__DATA ROWS__.
_____
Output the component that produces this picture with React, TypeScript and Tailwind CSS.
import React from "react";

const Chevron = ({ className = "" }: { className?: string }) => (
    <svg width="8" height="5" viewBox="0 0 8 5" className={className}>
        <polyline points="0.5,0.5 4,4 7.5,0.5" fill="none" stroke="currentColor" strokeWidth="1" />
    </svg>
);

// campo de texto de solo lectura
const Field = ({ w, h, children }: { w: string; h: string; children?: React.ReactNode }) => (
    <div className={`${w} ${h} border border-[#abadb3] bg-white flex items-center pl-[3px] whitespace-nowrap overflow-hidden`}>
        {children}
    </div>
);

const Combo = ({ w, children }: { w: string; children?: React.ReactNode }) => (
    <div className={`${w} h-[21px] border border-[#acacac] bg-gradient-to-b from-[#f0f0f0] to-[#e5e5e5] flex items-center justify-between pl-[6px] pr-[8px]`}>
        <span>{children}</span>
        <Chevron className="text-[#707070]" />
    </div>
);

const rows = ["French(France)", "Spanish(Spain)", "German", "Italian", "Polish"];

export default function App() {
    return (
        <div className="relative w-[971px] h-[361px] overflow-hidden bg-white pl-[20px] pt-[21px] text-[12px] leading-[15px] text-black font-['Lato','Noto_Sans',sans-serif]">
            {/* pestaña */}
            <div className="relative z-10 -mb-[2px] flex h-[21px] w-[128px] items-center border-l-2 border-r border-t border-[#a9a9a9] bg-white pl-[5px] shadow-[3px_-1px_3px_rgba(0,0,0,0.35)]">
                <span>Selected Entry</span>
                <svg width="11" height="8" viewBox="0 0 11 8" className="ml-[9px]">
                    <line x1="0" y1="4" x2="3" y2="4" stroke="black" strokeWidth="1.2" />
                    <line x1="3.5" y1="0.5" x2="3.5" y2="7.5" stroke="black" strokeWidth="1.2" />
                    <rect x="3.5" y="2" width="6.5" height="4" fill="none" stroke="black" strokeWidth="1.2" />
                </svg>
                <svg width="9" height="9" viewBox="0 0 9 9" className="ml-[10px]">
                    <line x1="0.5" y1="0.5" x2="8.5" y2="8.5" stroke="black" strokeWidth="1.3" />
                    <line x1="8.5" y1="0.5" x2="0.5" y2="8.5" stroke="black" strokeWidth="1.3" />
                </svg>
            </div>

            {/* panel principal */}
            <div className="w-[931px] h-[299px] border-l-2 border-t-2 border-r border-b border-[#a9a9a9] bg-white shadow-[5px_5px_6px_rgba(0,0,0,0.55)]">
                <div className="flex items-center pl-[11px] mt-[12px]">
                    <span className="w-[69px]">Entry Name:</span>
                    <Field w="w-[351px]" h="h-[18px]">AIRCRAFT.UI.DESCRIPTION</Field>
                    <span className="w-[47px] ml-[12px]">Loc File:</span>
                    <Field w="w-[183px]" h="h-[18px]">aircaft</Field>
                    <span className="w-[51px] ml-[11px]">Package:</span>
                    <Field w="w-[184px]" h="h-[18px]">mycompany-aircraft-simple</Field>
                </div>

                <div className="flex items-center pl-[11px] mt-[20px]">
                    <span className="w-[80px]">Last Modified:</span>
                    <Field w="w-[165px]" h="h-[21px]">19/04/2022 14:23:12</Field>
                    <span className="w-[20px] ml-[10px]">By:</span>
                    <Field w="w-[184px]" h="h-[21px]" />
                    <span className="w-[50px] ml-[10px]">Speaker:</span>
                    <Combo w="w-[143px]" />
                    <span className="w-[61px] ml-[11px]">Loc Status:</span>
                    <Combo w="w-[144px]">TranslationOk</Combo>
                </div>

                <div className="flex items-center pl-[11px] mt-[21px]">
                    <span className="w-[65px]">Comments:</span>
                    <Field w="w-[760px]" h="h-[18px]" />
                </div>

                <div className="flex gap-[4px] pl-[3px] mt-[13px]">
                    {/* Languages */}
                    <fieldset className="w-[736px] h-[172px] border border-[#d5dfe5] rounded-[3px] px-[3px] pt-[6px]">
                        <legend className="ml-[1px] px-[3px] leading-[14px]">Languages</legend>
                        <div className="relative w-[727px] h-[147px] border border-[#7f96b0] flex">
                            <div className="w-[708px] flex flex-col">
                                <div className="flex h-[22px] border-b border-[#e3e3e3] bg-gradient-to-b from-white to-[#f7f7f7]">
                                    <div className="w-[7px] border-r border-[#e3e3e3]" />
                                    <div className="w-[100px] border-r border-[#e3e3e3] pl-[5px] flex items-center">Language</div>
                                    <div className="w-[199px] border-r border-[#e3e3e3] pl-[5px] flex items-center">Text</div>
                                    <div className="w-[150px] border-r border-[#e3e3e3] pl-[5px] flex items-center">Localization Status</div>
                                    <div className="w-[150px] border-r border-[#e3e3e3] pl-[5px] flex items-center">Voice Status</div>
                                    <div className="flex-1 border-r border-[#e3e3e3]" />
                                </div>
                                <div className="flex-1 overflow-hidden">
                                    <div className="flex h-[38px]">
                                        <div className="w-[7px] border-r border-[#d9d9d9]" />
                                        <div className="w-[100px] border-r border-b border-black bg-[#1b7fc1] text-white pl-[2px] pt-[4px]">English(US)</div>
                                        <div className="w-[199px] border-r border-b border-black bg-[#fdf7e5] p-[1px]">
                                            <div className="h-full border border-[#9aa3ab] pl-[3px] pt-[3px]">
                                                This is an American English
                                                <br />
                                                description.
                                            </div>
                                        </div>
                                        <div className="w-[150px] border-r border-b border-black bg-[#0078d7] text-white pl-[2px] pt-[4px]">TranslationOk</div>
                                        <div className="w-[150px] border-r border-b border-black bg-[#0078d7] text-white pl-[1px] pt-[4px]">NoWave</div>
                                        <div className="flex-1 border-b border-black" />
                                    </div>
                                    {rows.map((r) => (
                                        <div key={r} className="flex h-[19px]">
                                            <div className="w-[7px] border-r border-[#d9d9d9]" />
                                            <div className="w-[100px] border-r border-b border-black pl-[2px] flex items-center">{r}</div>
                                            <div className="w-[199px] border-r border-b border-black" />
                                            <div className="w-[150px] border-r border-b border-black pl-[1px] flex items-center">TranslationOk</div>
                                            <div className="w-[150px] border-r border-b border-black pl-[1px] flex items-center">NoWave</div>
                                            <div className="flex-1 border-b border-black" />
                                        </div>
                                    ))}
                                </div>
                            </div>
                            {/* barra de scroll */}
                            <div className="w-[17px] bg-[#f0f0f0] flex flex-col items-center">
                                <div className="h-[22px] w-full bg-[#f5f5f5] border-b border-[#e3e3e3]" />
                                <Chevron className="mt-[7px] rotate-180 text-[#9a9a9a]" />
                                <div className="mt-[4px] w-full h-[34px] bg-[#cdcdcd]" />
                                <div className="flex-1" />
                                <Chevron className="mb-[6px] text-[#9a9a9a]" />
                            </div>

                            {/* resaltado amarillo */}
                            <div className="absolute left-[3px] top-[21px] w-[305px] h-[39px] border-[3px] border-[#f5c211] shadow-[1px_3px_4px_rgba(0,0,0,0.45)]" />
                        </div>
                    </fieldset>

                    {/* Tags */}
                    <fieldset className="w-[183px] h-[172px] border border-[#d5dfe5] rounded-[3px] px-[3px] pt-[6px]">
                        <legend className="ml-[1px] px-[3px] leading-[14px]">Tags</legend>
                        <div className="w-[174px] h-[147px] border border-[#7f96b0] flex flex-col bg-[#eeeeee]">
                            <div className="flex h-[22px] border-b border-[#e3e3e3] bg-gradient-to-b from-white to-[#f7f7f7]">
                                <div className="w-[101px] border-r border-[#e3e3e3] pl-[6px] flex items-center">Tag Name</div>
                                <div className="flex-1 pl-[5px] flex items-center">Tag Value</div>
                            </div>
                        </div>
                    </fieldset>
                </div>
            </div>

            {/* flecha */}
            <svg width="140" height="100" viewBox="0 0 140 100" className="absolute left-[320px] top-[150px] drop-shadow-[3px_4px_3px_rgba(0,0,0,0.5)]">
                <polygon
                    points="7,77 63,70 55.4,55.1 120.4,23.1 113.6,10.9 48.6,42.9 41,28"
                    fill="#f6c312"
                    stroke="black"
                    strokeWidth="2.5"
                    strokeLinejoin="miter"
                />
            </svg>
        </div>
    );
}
_____
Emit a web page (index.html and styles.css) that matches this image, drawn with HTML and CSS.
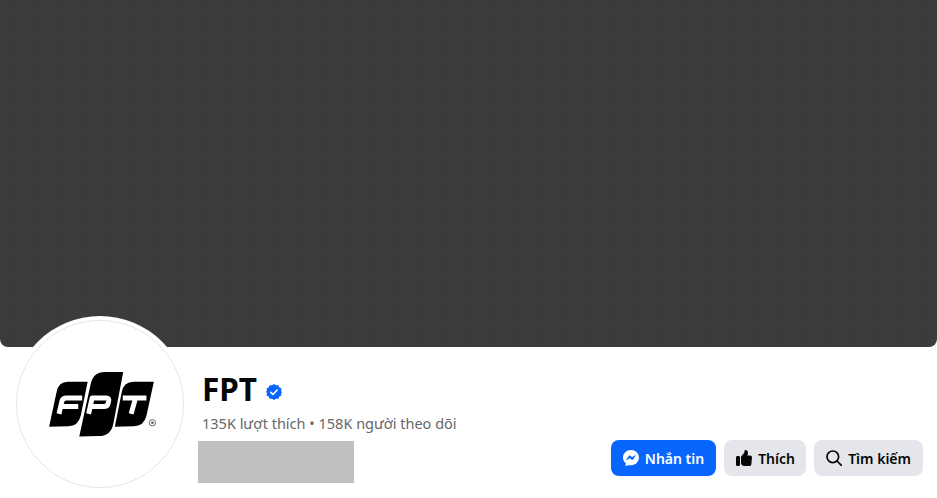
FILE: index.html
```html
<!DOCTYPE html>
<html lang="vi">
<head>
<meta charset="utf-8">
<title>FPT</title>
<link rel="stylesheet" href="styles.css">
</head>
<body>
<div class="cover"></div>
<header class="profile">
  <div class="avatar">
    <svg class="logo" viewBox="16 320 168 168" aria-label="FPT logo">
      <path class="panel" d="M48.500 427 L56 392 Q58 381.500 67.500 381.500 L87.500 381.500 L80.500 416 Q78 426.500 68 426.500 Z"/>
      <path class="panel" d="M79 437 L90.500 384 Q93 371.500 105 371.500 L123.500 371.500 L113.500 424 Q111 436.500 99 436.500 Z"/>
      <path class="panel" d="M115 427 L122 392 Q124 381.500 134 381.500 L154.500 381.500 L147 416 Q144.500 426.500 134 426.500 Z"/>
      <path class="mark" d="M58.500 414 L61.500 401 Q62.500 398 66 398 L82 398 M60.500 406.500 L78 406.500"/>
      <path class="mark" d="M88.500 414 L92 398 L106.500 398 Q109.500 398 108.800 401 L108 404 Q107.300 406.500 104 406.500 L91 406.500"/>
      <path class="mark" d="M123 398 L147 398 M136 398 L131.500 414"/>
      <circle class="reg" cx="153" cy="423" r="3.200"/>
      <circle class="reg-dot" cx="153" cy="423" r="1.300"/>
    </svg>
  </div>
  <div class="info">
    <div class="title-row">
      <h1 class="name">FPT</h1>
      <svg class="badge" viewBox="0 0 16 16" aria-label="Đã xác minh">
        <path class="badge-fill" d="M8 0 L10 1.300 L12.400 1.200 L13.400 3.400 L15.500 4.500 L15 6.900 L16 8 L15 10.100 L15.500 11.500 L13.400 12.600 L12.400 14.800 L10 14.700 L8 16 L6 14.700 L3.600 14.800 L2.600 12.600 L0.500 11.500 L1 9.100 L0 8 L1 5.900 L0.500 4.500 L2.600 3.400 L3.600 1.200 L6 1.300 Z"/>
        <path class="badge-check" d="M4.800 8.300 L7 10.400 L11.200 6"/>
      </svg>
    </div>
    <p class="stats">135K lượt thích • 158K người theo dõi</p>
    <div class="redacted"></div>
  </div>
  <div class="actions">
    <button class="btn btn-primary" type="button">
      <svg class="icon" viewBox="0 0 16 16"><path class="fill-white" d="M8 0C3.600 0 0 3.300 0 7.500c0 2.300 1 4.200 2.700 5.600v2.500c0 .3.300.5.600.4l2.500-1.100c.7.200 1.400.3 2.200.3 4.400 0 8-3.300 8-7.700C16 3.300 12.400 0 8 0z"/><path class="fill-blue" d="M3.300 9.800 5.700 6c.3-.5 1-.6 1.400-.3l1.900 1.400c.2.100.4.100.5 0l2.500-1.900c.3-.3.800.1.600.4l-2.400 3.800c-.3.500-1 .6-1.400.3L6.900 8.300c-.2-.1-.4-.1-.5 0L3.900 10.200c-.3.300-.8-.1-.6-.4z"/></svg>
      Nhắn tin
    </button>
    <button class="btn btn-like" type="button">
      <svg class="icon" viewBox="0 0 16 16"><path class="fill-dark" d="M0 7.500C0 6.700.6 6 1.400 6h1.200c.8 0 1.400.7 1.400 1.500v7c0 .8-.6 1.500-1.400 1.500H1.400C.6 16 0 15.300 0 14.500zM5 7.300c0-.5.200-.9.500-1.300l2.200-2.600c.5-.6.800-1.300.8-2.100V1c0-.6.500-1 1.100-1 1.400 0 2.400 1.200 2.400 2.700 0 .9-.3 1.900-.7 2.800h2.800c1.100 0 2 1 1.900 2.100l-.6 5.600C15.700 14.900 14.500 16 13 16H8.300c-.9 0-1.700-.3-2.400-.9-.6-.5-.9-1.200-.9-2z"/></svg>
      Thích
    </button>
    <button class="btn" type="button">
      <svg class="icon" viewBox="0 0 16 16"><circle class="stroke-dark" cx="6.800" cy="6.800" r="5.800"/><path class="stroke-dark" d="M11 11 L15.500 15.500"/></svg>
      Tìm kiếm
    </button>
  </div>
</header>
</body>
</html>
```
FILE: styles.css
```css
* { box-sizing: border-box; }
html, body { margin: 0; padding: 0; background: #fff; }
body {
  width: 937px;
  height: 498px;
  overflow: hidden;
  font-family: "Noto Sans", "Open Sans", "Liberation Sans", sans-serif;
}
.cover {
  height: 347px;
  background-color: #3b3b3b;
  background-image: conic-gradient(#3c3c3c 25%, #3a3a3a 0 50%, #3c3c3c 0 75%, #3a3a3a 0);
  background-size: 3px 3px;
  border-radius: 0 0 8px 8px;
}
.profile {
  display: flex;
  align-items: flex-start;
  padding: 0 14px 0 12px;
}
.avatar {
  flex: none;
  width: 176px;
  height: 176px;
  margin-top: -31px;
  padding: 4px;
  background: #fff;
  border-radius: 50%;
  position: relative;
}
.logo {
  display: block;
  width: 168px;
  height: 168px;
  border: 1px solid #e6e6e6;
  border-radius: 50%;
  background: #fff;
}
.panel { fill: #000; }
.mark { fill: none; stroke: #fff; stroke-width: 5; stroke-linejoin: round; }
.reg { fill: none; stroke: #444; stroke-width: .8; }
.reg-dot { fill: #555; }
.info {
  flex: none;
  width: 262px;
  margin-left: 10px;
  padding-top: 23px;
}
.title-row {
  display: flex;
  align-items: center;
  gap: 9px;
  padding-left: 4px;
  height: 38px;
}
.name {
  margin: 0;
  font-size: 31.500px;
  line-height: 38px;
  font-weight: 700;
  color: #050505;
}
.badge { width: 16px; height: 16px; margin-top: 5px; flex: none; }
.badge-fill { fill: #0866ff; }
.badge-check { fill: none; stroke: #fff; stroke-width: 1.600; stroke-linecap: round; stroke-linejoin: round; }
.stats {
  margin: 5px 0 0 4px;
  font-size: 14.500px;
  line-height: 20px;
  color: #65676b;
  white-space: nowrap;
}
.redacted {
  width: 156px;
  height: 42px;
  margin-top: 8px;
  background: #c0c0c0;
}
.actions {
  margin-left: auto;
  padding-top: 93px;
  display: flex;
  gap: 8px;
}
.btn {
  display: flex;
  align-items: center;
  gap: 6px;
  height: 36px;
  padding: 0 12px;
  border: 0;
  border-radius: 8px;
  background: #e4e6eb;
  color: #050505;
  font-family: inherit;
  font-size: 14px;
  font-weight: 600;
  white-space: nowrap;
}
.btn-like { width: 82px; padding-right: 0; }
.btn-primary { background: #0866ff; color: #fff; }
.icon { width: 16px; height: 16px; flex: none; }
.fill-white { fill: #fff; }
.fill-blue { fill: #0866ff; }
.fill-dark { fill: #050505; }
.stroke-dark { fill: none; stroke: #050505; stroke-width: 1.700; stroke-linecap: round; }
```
_____
__WHAT THE TASK ASKS__. Report how many lines of the entries hold the string "image". Provide the number alone.

__OUTPUT BELOW__. 2